Jacque’s art illuminates the cult-like legacy of art, society and contemporary culture and counter-culture. Accompanying her artwork for her upcoming exhibition is her catalogue essay ‘Socio-Political Aesthetics of Telepathy in Recent Art.’
Julianna Joos
Montréal, Canada
Julianna Joos is a Montreal-based artist who combines in her practice traditional and digital techniques in printmaking ( etching, woodcut and digital printing) and in fiber art ( jacquard weaving, embroidery and wearable art).
Culture and collaboration are her ongoing interests. During her residency she will explore themes common to both cultures, Australian and Canadian, through a multi media production using the knot as a metaphore. Developing cooperative projects through this research will be her goal.

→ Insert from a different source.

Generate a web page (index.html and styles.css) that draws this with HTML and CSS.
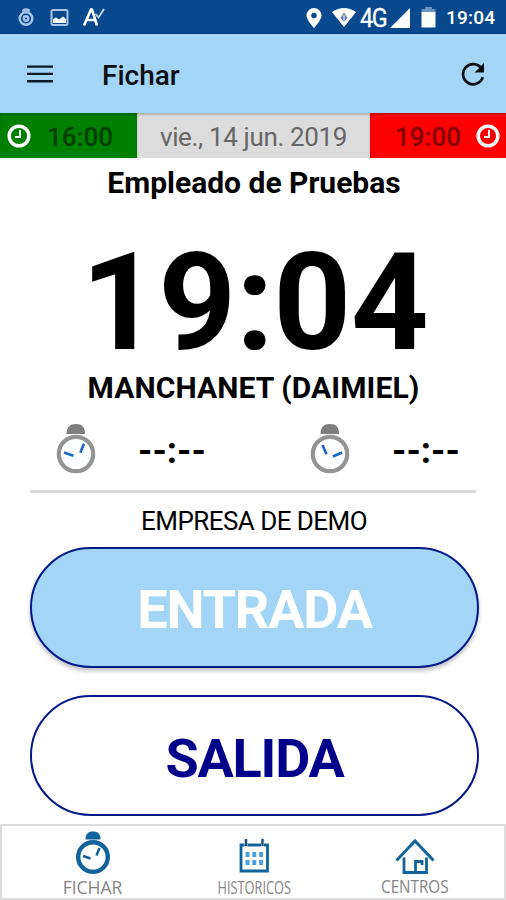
FILE: index.html
```html
<!DOCTYPE html>
<html lang="es">
<head>
<meta charset="utf-8">
<title>Fichar</title>
<link rel="stylesheet" href="styles.css">
</head>
<body>
<div class="status">
  <div class="status-left">
    <svg width="90" height="22" viewBox="0 0 90 22" fill="none">
      <g stroke="#a9c7e8" stroke-width="2.400"><circle cx="10" cy="13.500" r="6.300"/><circle cx="10" cy="13.500" r="2.200"/><path d="M7 6.500Q7 4.500 10 4.500T13 6.500"/></g>
      <rect x="35.500" y="5" width="16" height="15" rx="1.500" stroke="#a9c7e8" stroke-width="2"/>
      <path d="M37 18v-4l3-1.500 3 2 4-3 3 2.500v4z" fill="#fff"/>
      <path d="M68 20.500L75 4.500h1L81 20.500M70.500 15h9" stroke="#fff" stroke-width="2.600"/>
      <path d="M79.500 9l3 3.500L88 4" stroke="#c8dcf3" stroke-width="1.800"/>
    </svg>
  </div>
  <div class="status-right">
    <svg class="pin" width="16" height="20" viewBox="0 0 16 20"><path fill="#fff" fill-rule="evenodd" d="M8 0a7.500 7.500 0 0 0-7.500 7.500C.5 12 8 20 8 20s7.500-8 7.500-12.500A7.500 7.500 0 0 0 8 0zm0 4.800a2.700 2.700 0 1 1 0 5.400 2.700 2.700 0 0 1 0-5.400z"/></svg>
    <svg class="wifi" width="24" height="19" viewBox="0 0 24 19"><path fill="#fff" d="M0 4Q12-4 24 4L12 19z"/><path d="M12 4.500L8.500 10 12 14 15.500 10z" fill="#5d7fa5"/><path d="M12 7v6" stroke="#fff"/></svg>
    <span class="net">4G</span>
    <svg class="signal" width="20" height="20" viewBox="0 0 20 20"><path fill="#fff" d="M20 0v20H0z"/></svg>
    <svg class="battery" width="15" height="21" viewBox="0 0 15 21"><path fill="#6b92bd" d="M4 0h7v2h3.500v4H.5V2H4z"/><path fill="#fff" d="M.5 5h14v15.500H.5z"/></svg>
    <span class="status-time">19:04</span>
  </div>
</div>
<header class="toolbar">
  <svg width="26" height="18" viewBox="0 0 26 18"><path d="M0 1.600h26M0 8.900h26M0 16.200h26" stroke="#0b1a26" stroke-width="2.400"/></svg>
  <h1 class="title">Fichar</h1>
  <svg class="refresh" width="24" height="24" viewBox="0 0 24 24"><path d="M20.300 6.200A10.100 10.100 0 1 0 21.800 15.200" fill="none" stroke="#0b0f14" stroke-width="2.700"/><path d="M23 1v9.500h-9.500z" fill="#0b0f14"/></svg>
</header>
<div class="strip">
  <div class="slot start">
    <svg width="24" height="24" viewBox="0 0 24 24" fill="none" stroke="#fff"><circle cx="12" cy="12" r="9.800" stroke-width="3.500"/><path d="M13 6v7H8" stroke-width="2"/></svg>
    <span>16:00</span>
  </div>
  <div class="date">vie., 14 jun. 2019</div>
  <div class="slot end">
    <span>19:00</span>
    <svg width="24" height="24" viewBox="0 0 24 24" fill="none" stroke="#fff"><circle cx="12" cy="12" r="9.800" stroke-width="3.500"/><path d="M13 6v7H8" stroke-width="2"/></svg>
  </div>
</div>
<main class="main">
  <div class="employee">Empleado de Pruebas</div>
  <div class="clock">19:04</div>
  <div class="place">MANCHANET (DAIMIEL)</div>
  <div class="marks">
    <div class="mark">
      <svg width="40" height="51" viewBox="0 0 40 51"><path d="M10.500 11C10.500 4 14 1 20 1s9 3 9 10z" fill="#7e7e7e"/><circle cx="20" cy="31" r="17.200" fill="#fdfeff" stroke="#949494" stroke-width="4.200"/><path d="M8 29.500l9.500 3.200M24.300 29.700l3.700-9" stroke="#1767c5" stroke-width="2.600"/></svg>
      <span>--:--</span>
    </div>
    <div class="mark">
      <svg width="40" height="51" viewBox="0 0 40 51"><path d="M10.500 11C10.500 4 14 1 20 1s9 3 9 10z" fill="#7e7e7e"/><circle cx="20" cy="31" r="17.200" fill="#fdfeff" stroke="#949494" stroke-width="4.200"/><path d="M12.500 22l4 9.300M23 33.500l9-4" stroke="#1767c5" stroke-width="2.600"/></svg>
      <span>--:--</span>
    </div>
  </div>
  <div class="company">EMPRESA DE DEMO</div>
  <button class="btn btn-in">ENTRADA</button>
  <button class="btn btn-out">SALIDA</button>
</main>
<nav class="nav">
  <div class="tab">
    <svg width="36" height="44" viewBox="0 0 36 44"><path d="M10.500 9.500C10.500 4 13 1.500 18 1.500S25.500 4 25.500 9.500z" fill="#10649b"/><circle cx="18" cy="27" r="14.800" fill="#fff" stroke="#10649b" stroke-width="4.400"/><path d="M8 26l7.500 2.500M21.500 25.500l3-7.500" stroke="#10649b" stroke-width="2.600"/></svg>
    <span class="label fichar">FICHAR</span>
  </div>
  <div class="tab">
    <svg width="32" height="36" viewBox="0 0 32 36"><path d="M6.500 7H3v26h26.500V7H26M9.500 7h13.500" fill="none" stroke="#10649b" stroke-width="2.800"/><path d="M8 1v7M24.500 1v7" stroke="#174e7b" stroke-width="2.400"/><path d="M7.500 16.500h4M14.300 16.500h4M21.100 16.500h4M7.500 24.500h4M14.300 24.500h4M21.100 24.500h4" stroke="#4aa1e2" stroke-width="5"/></svg>
    <span class="label historicos">HISTORICOS</span>
  </div>
  <div class="tab">
    <svg width="40" height="36" viewBox="0 0 40 36" fill="none" stroke="#10649b"><path d="M1.500 22.500L20 3 38.500 22.500" stroke-width="3"/><path d="M9 19.500v15h22.500v-15M20.500 34V23.500h6.500v3.500" stroke-width="2.800"/></svg>
    <span class="label centros">CENTROS</span>
  </div>
</nav>
</body>
</html>
```
FILE: styles.css
```css
* { box-sizing: border-box; }
body {
  margin: 0;
  width: 506px;
  height: 900px;
  overflow: hidden;
  background: #fff;
  color: #000;
  font-family: Roboto, "Liberation Sans", sans-serif;
  display: flex;
  flex-direction: column;
}
svg { display: block; flex: none; }
span { white-space: nowrap; }

.status {
  height: 34px;
  background: #07498c;
  border-bottom: 1px solid #062e82;
  display: flex;
  justify-content: space-between;
  color: #fff;
}
.status-left { padding: 5px 0 0 16px; }
.status-right { display: flex; align-items: center; padding: 2px 10px 0 0; }
.wifi { margin-left: 10px; }
.net { font-size: 26px; line-height: 32px; width: 28px; margin-left: 4px; letter-spacing: -1.500px; transform: scaleX(.9); transform-origin: left; -webkit-text-stroke: .3px #fff; }
.signal { margin-left: 2px; }
.battery { margin-left: 11px; }
.status-time { font-size: 19px; font-weight: 500; width: 50px; margin-left: 10px; letter-spacing: .2px; }

.toolbar {
  height: 79px;
  background: #a3d5f6;
  display: flex;
  align-items: center;
  padding: 1px 21px 0 27px;
}
.title { margin: 3px 0 0 49px; font-size: 28px; font-weight: 500; line-height: 40px; color: #0b0f14; }
.refresh { margin-left: auto; }

.strip { height: 45px; display: flex; line-height: 46px; }
.slot, .date { box-shadow: inset 0 2px 2px rgba(0, 0, 0, .2); padding-top: 1px; }
.slot { display: flex; align-items: center; font-size: 26px; font-weight: 500; }
.slot span { padding-top: 2px; }
.start { width: 137px; background: #008000; color: #003f00; padding-left: 7px; gap: 16px; }
.end { width: 136px; background: #f00; color: #800000; padding-left: 25px; gap: 15px; }
.date { width: 233px; background: #dcdcdc; color: #666; font-size: 26px; letter-spacing: -.35px; text-align: center; }

.main { height: 666px; text-align: center; display: flex; flex-direction: column; }
.employee { height: 50px; line-height: 50px; font-size: 30px; font-weight: 700; padding-left: 2px; }
.clock { height: 156px; font-size: 136px; line-height: 190px; letter-spacing: -.7px; font-weight: 700; padding-left: 3px; }
.place { height: 46px; line-height: 47px; font-size: 30px; font-weight: 700; letter-spacing: .1px; padding-left: 1px; }
.marks {
  height: 83px;
  margin: 0 30px;
  border-bottom: 3px solid #d8d8d8;
  display: flex;
  padding: 13px 0 0 26px;
}
.mark { width: 254px; flex: none; display: flex; gap: 42px; font-size: 36.500px; font-weight: 700; line-height: 55px; }
.mark + .mark { width: 164px; }
.company { height: 54px; line-height: 57px; font-size: 26px; letter-spacing: -.55px; padding-left: 2px; }
.btn {
  width: 449px;
  height: 121px;
  margin-left: 30px;
  border: 2px solid #04198a;
  border-radius: 61px;
  font-family: inherit;
  font-weight: 700;
  font-size: 54px;
  letter-spacing: -1.200px;
  padding: 3px 0 0;
}
.btn-in { background: #a3d5f6; color: #fff; box-shadow: 0 3px 4px rgba(0, 0, 0, .25); }
.btn-out { margin-top: 27px; padding-top: 5px; background: #fff; color: #00008b; }

.nav {
  height: 76px;
  border: 2px solid #dcdcdc;
  display: grid;
  grid-template-columns: 181px 142px 180px;
  font-family: "Open Sans", sans-serif;
  color: #858585;
}
.tab { display: flex; flex-direction: column; align-items: center; justify-content: flex-end; }
.label { line-height: 24px; font-size: 17.500px; }
.fichar { transform: translateY(1px); }
.historicos { transform: translateY(1px) scaleX(.73); }
.centros { transform: scaleX(.87); }
```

Joos is a graduate from Université du Québec à Montréal (UQAM) where she received a Masters in studio art in 1996. She presently teaches at Dawson College, Montréal, in the Fine Arts Department (printmaking, drawing, and digital art).
www.julianna.jujoos.net
jjoos@dawsoncollege.qc.ca
Cesare Pietroiusti
Rome, Italy
Cesare Pietroiusti's art practice focuses on problematic and paradoxical situations that are hidden in common relationships and in ordinary acts - thoughts that come to mind without a reason, small worries, quasi-obsessions that are usually considered too insignificant to become a matter of discussion, or of self-representation. The artist explores choices and intentions formulated by subjectivities other than his own, and the ways in which to make these choices become his own choices.